Across town at the Drawing Now fair, there was also value to be had from contemporary artists who focused solely on draftsmanship.

The Birmingham, Ala., dealer Maus Contemporary represents the estate of the African-American artist Eugene J. Martin, whose works have been acquired by a number of regional museums in the United States. In the 1960s and ’70s, Martin, who was influenced by European modernism, was too poor to buy painting materials, so he instead made small-scale abstracts on paper. A striking Constructivist figure made in 1972 during the protests over the Vietnam War was bought by a French collector for €4,000.

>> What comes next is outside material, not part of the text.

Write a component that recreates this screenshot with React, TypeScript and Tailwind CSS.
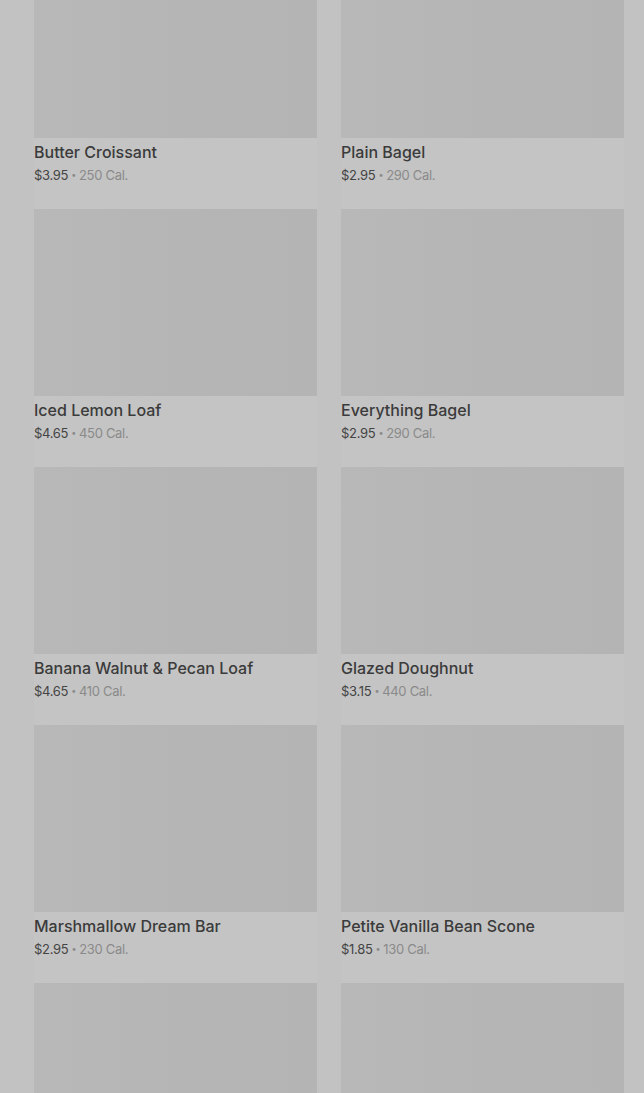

“The French have a romantic attachment with the nobility of paper,” Guido H. Maus, the gallery’s director, said, referring to France’s long tradition of collecting drawings and prints, reflected in the number of specialist galleries that are a distinctive feature of Paris.

A drawing by Bloemaert or Martin might not impress a hedge fund manager who comes around for dinner. But as the prices for paintings by blue-chip names soar far beyond the reach of the average collector, “Drawing Week” is a welcome reminder that there are approachable ways to live with original art.